Before the pandemic, around 1.3 million school pupils were eligible for free school meals due to low household incomes in England. It’s now thought that figure has risen to 2.2 million children and young people because of the economic impact of the pandemic. We’ve thousands of pupils going hungry south of the Border and there is no need for this. The first duty of any government is to protect its people.

What the PM has failed to grasp is that 2020 is creating a Covid generation of young people who are missing out on education and their childhood. A London School of Economics report indicates only six in 10 pupils are receiving a full education despite schools having returned. There is a “permanent scarring” taking place for pupils due to the pandemic.

A study by Kellogg’s revealed it costs millions in lost teaching hours if teachers have to do all they can to help hungry children. We’ve known this for a very long time in Scotland. Back in 2000, I worked with a group of MSPs to draft the first Free School Meals (Scotland) Bill. The Bill was sponsored by Tommy Sheridan, Alex Neil and John McAllion.

The Bill was backed by a massive campaign led by Danny Phillips, then of the Child Poverty Action Group (CPAG) in Scotland. CPAG produced a book to support the Bill which took its name from a comment from a Glasgow school pupil: “Even the tatties have batter!”

The campaign had as much to do with the health and nutrition of meals as with free provision. I remember visiting some schools in Glasgow and young people had to drink water from toilet sinks because their dinner voucher wasn’t enough to include a bottle of water and enough food.
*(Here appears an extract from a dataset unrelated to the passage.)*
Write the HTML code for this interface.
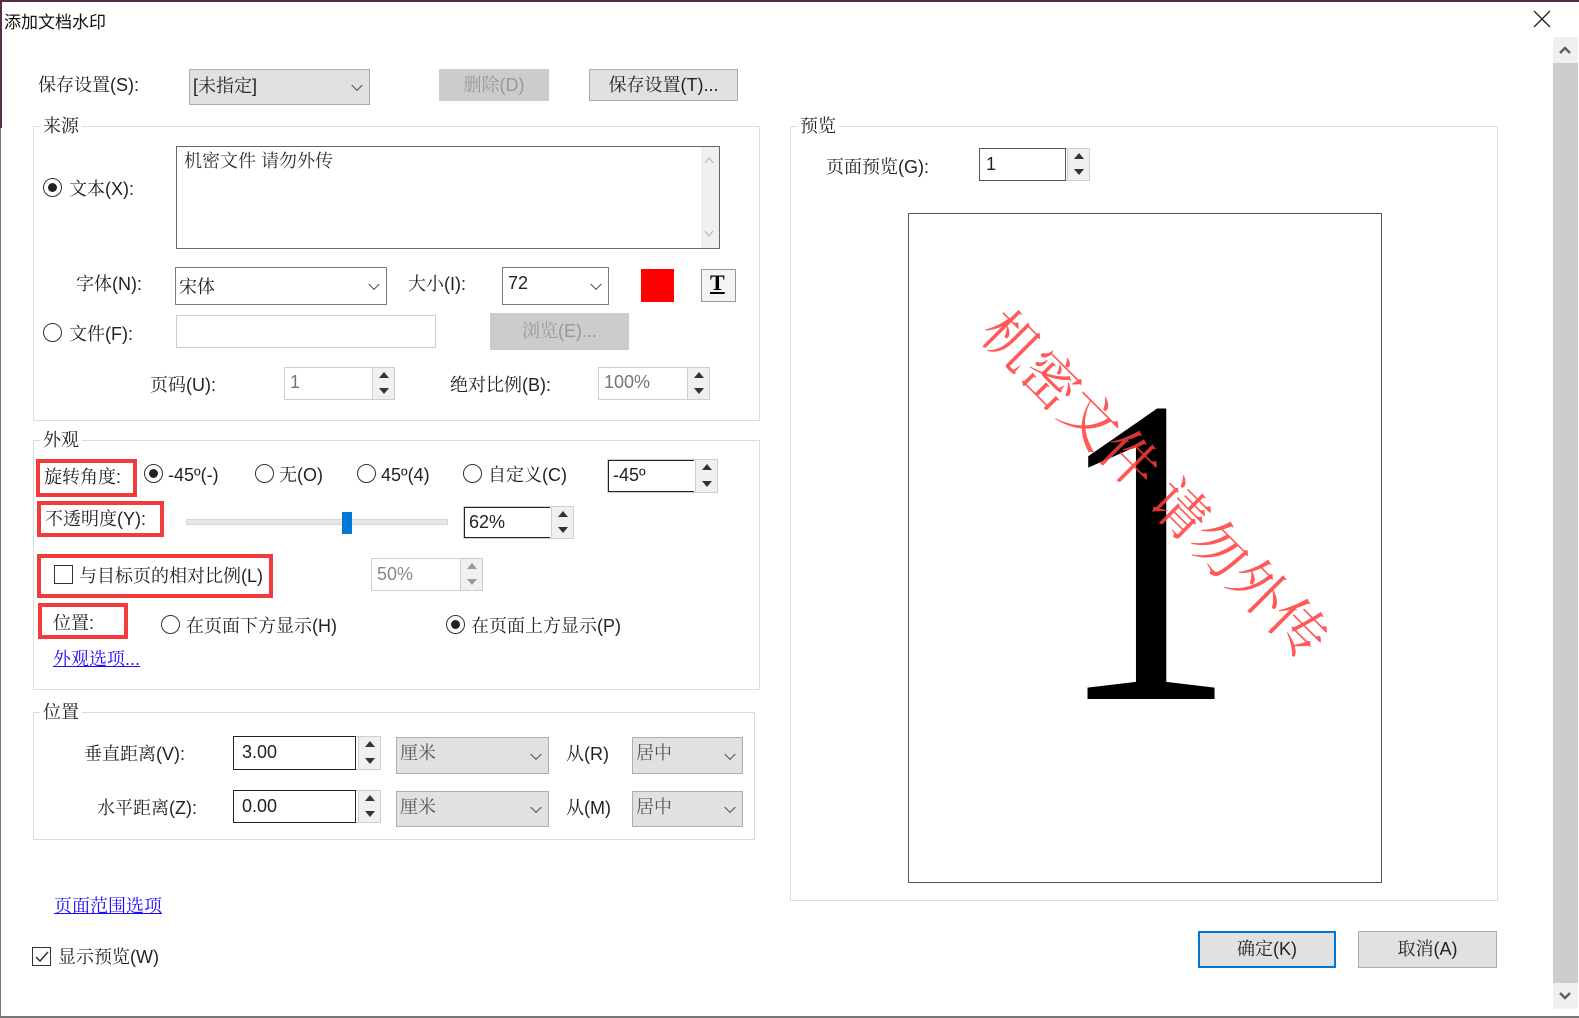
<!DOCTYPE html>
<html><head><meta charset="utf-8"><style>
*{box-sizing:border-box;margin:0;padding:0}
body{width:1579px;height:1018px;background:#fff;position:relative;overflow:hidden;font-family:"Liberation Sans","Noto Serif CJK SC",serif;font-size:18px;color:#222}
.a{position:absolute;white-space:nowrap}
.t{font-family:"Liberation Sans","Noto Serif CJK SC",serif;font-size:18px;line-height:20px}
.grp{position:absolute;border:1px solid #dcdcdc}
.gl{position:absolute;background:#fff;padding:0 3px;font-family:"Noto Serif CJK SC",serif;font-size:18px;line-height:20px;top:-12px;left:6px;color:#222}
.cmb{position:absolute;border:1px solid #7a7a7a;background:#fff}
.cmbg{position:absolute;border:1px solid #adadad;background:#e1e1e1}
.chev{position:absolute;right:8px;top:50%;width:8px;height:8px;border-right:1px solid #444;border-bottom:1px solid #444;transform:translateY(-70%) rotate(45deg)}
.btn{position:absolute;border:1px solid #adadad;background:#e1e1e1;text-align:center}
.spin{position:absolute;border:1px solid #cfcfcf;background:#fff}
.sp{position:absolute;right:0;width:22px;background:#f0f0f0;border-left:1px solid #cfcfcf}
.up,.dn{position:absolute;left:6px;width:0;height:0;border-left:5px solid transparent;border-right:5px solid transparent}
.up{border-bottom:6px solid #333}.dn{border-top:6px solid #333}
.rad{position:absolute;width:19px;height:19px;border:1px solid #333;border-radius:50%;background:#fff}
.rad.on::after{content:"";position:absolute;left:4px;top:4px;width:9px;height:9px;border-radius:50%;background:#222}
.red{position:absolute;border:4px solid #f43b3b}
.lnk{color:#1a0dff;text-decoration:underline}
</style></head><body>
<div class="a" style="left:0;top:0;width:1579px;height:2px;background:#5a2a4a"></div>
<div class="a" style="left:0;top:0;width:2px;height:128px;background:#5a2a4a"></div>
<div class="a" style="left:0;top:128px;width:1px;height:890px;background:#777"></div>
<div class="a" style="left:0;top:1016px;width:1579px;height:2px;background:#777"></div>
<div class="a" style="left:4px;top:8px;font-family:'Noto Sans CJK SC',sans-serif;font-size:17px;color:#111">添加文档水印</div>
<svg class="a" style="left:1533px;top:10px" width="18" height="18"><path d="M1 1L17 17M17 1L1 17" stroke="#222" stroke-width="1.3"/></svg>
<div class="a" style="left:1553px;top:37px;width:25px;height:972px;background:#cdcdcd"></div>
<div class="a" style="left:1553px;top:37px;width:25px;height:26px;background:#f0f0f0"></div>
<div class="a" style="left:1553px;top:983px;width:25px;height:26px;background:#f0f0f0"></div>
<svg class="a" style="left:1558px;top:44px" width="14" height="12"><path d="M2 9L7 4L12 9" stroke="#606060" stroke-width="2.5" fill="none"/></svg>
<svg class="a" style="left:1558px;top:990px" width="14" height="12"><path d="M2 3L7 8L12 3" stroke="#606060" stroke-width="2.5" fill="none"/></svg>

<div class="a t" style="left:38px;top:75px">保存设置(S):</div>
<div class="cmbg" style="left:189px;top:69px;width:181px;height:36px"><span class="a t" style="left:3px;top:6px">[未指定]</span><i class="chev"></i></div>
<div class="btn" style="left:439px;top:69px;width:110px;height:32px;background:#ccc;border-color:#ccc"><span class="t" style="line-height:30px;color:#999">删除(D)</span></div>
<div class="btn" style="left:589px;top:69px;width:149px;height:32px"><span class="t" style="line-height:30px">保存设置(T)...</span></div>

<div class="grp" style="left:33px;top:126px;width:727px;height:295px"><span class="gl">来源</span></div>
<div class="rad on" style="left:43px;top:178px"></div>
<div class="a t" style="left:69px;top:179px">文本(X):</div>
<div class="a" style="left:176px;top:146px;width:544px;height:103px;border:1px solid #666;background:#fff"><span class="a t" style="left:7px;top:4px;color:#333">机密文件 请勿外传</span>
<div class="a" style="right:0;top:0;width:18px;height:101px;background:#f0f0f0"></div>
<svg class="a" style="right:4px;top:8px" width="12" height="10"><path d="M2 8L6 3L10 8" stroke="#bbb" fill="none" stroke-width="1.3"/></svg>
<svg class="a" style="right:4px;top:82px" width="12" height="10"><path d="M2 2L6 7L10 2" stroke="#bbb" fill="none" stroke-width="1.3"/></svg></div>
<div class="a t" style="left:76px;top:274px">字体(N):</div>
<div class="cmb" style="left:175px;top:267px;width:212px;height:38px"><span class="a t" style="left:3px;top:9px">宋体</span><i class="chev"></i></div>
<div class="a t" style="left:408px;top:274px">大小(I):</div>
<div class="cmb" style="left:502px;top:267px;width:107px;height:38px"><span class="a t" style="left:5px;top:5px">72</span><i class="chev"></i></div>
<div class="a" style="left:641px;top:269px;width:33px;height:33px;background:#f00"></div>
<div class="a" style="left:701px;top:269px;width:35px;height:33px;border:1px solid #999;background:#f4f4f4"><span class="a" style="left:8px;top:0px;font-family:'Liberation Serif',serif;font-weight:bold;font-size:22px;text-decoration:underline;color:#000">T</span></div>
<div class="rad" style="left:43px;top:323px"></div>
<div class="a t" style="left:69px;top:324px">文件(F):</div>
<div class="a" style="left:176px;top:315px;width:260px;height:33px;border:1px solid #ccc"></div>
<div class="btn" style="left:490px;top:313px;width:139px;height:37px;background:#ccc;border-color:#ccc"><span class="t" style="line-height:35px;color:#999">浏览(E)...</span></div>
<div class="a t" style="left:150px;top:375px">页码(U):</div>
<div class="spin" style="left:284px;top:367px;width:111px;height:33px"><span class="a t" style="left:5px;top:4px;color:#777">1</span><div class="sp" style="top:0;height:15px"><i class="up" style="top:4px"></i></div><div class="sp" style="top:15px;height:16px"><i class="dn" style="top:5px"></i></div></div>
<div class="a t" style="left:450px;top:375px">绝对比例(B):</div>
<div class="spin" style="left:598px;top:367px;width:112px;height:33px"><span class="a t" style="left:5px;top:4px;color:#777">100%</span><div class="sp" style="top:0;height:15px"><i class="up" style="top:4px"></i></div><div class="sp" style="top:15px;height:16px"><i class="dn" style="top:5px"></i></div></div>

<div class="grp" style="left:33px;top:440px;width:727px;height:250px"><span class="gl">外观</span></div>
<div class="red" style="left:36px;top:459px;width:101px;height:38px"></div>
<div class="a t" style="left:44px;top:467px">旋转角度:</div>
<div class="rad on" style="left:144px;top:464px"></div><div class="a t" style="left:168px;top:465px">-45º(-)</div>
<div class="rad" style="left:255px;top:464px"></div><div class="a t" style="left:279px;top:465px">无(O)</div>
<div class="rad" style="left:357px;top:464px"></div><div class="a t" style="left:381px;top:465px">45º(4)</div>
<div class="rad" style="left:463px;top:464px"></div><div class="a t" style="left:488px;top:465px">自定义(C)</div>
<div class="spin" style="left:607px;top:459px;width:111px;height:34px;border-color:#cfcfcf"><div class="a" style="left:0;top:0;width:86px;height:32px;border:1px solid #222;border-right:none"></div><span class="a t" style="left:5px;top:5px">-45º</span><div class="sp" style="top:0;height:16px"><i class="up" style="top:4px"></i></div><div class="sp" style="top:16px;height:16px"><i class="dn" style="top:5px"></i></div></div>
<div class="red" style="left:37px;top:501px;width:127px;height:36px"></div>
<div class="a t" style="left:45px;top:509px">不透明度(Y):</div>
<div class="a" style="left:186px;top:519px;width:262px;height:6px;background:#e7e7e7;border:1px solid #d6d6d6"></div>
<div class="a" style="left:342px;top:512px;width:10px;height:22px;background:#0078d7"></div>
<div class="spin" style="left:463px;top:506px;width:111px;height:33px"><div class="a" style="left:0;top:0;width:86px;height:31px;border:1px solid #222;border-right:none"></div><span class="a t" style="left:5px;top:5px">62%</span><div class="sp" style="top:0;height:15px"><i class="up" style="top:4px"></i></div><div class="sp" style="top:15px;height:16px"><i class="dn" style="top:5px"></i></div></div>
<div class="red" style="left:37px;top:554px;width:236px;height:44px"></div>
<div class="a" style="left:54px;top:565px;width:19px;height:19px;border:1px solid #333"></div>
<div class="a t" style="left:79px;top:566px">与目标页的相对比例(L)</div>
<div class="spin" style="left:371px;top:558px;width:112px;height:33px"><span class="a t" style="left:5px;top:5px;color:#888">50%</span><div class="sp" style="top:0;height:15px"><i class="up" style="top:4px;border-bottom-color:#999"></i></div><div class="sp" style="top:15px;height:16px"><i class="dn" style="top:5px;border-top-color:#999"></i></div></div>
<div class="red" style="left:38px;top:603px;width:90px;height:36px"></div>
<div class="a t" style="left:53px;top:613px">位置:</div>
<div class="rad" style="left:161px;top:615px"></div><div class="a t" style="left:186px;top:616px">在页面下方显示(H)</div>
<div class="rad on" style="left:446px;top:615px"></div><div class="a t" style="left:471px;top:616px">在页面上方显示(P)</div>
<div class="a t lnk" style="left:53px;top:649px">外观选项...</div>

<div class="grp" style="left:33px;top:712px;width:722px;height:128px"><span class="gl">位置</span></div>
<div class="a t" style="left:84px;top:744px">垂直距离(V):</div>
<div class="spin" style="left:233px;top:736px;width:148px;height:34px"><div class="a" style="left:-1px;top:-1px;width:123px;height:34px;border:1px solid #222"></div><span class="a t" style="left:8px;top:5px">3.00</span><div class="sp" style="top:0;height:16px"><i class="up" style="top:4px"></i></div><div class="sp" style="top:16px;height:16px"><i class="dn" style="top:5px"></i></div></div>
<div class="cmbg" style="left:396px;top:737px;width:153px;height:37px"><span class="a t" style="left:3px;top:5px;color:#555">厘米</span><i class="chev"></i></div>
<div class="a t" style="left:566px;top:744px">从(R)</div>
<div class="cmbg" style="left:632px;top:737px;width:111px;height:37px"><span class="a t" style="left:3px;top:5px;color:#555">居中</span><i class="chev"></i></div>
<div class="a t" style="left:97px;top:798px">水平距离(Z):</div>
<div class="spin" style="left:233px;top:790px;width:148px;height:33px"><div class="a" style="left:-1px;top:-1px;width:123px;height:33px;border:1px solid #222"></div><span class="a t" style="left:8px;top:5px">0.00</span><div class="sp" style="top:0;height:15px"><i class="up" style="top:4px"></i></div><div class="sp" style="top:15px;height:16px"><i class="dn" style="top:5px"></i></div></div>
<div class="cmbg" style="left:396px;top:791px;width:153px;height:36px"><span class="a t" style="left:3px;top:5px;color:#555">厘米</span><i class="chev"></i></div>
<div class="a t" style="left:566px;top:798px">从(M)</div>
<div class="cmbg" style="left:632px;top:791px;width:111px;height:36px"><span class="a t" style="left:3px;top:5px;color:#555">居中</span><i class="chev"></i></div>

<div class="a t lnk" style="left:54px;top:896px">页面范围选项</div>
<div class="a" style="left:32px;top:947px;width:19px;height:19px;border:1px solid #333"></div>
<svg class="a" style="left:34px;top:950px" width="16" height="14"><path d="M2 7L6 11L14 2" stroke="#333" stroke-width="1.5" fill="none"/></svg>
<div class="a t" style="left:58px;top:947px">显示预览(W)</div>

<div class="grp" style="left:790px;top:126px;width:708px;height:775px"><span class="gl">预览</span></div>
<div class="a t" style="left:826px;top:157px">页面预览(G):</div>
<div class="spin" style="left:979px;top:148px;width:111px;height:33px"><div class="a" style="left:-1px;top:-1px;width:87px;height:33px;border:1px solid #555"></div><span class="a t" style="left:6px;top:5px">1</span><div class="sp" style="top:0;height:15px"><i class="up" style="top:4px"></i></div><div class="sp" style="top:15px;height:16px"><i class="dn" style="top:5px"></i></div></div>
<div class="a" style="left:908px;top:213px;width:474px;height:670px;border:1px solid #555;background:#fff;overflow:hidden">
<div class="a" style="left:122px;top:118px;width:230px;text-align:center;font-family:'Liberation Serif',serif;font-size:440px;line-height:440px;color:#000;transform:scaleX(0.82)">1</div>
<div class="a" style="left:-22px;top:236px;width:540px;text-align:center;transform:rotate(45deg);font-family:'Noto Serif CJK SC',serif;font-size:56px;line-height:64px;color:rgba(255,60,60,0.85)">机密文件 请勿外传</div>
</div>
<div class="btn" style="left:1198px;top:931px;width:138px;height:37px;border:2px solid #0078d7"><span class="t" style="line-height:33px">确定(K)</span></div>
<div class="btn" style="left:1358px;top:931px;width:139px;height:37px"><span class="t" style="line-height:35px">取消(A)</span></div>
</body></html>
Although that Bill was defeated, it led to a huge investment in school meals from the then Scottish Executive and of course we now have free and healthy school meals for kids in primary one to three.

The PM may be forced to U-turn on his refusal to extend free school meals in England. We are living in an ever-increasing Foodbank Britain where the Trussell Trust predicts a 61% increase in demand across its UK network of 1200 foodbanks when the furlough scheme ends this week. The time to act is now.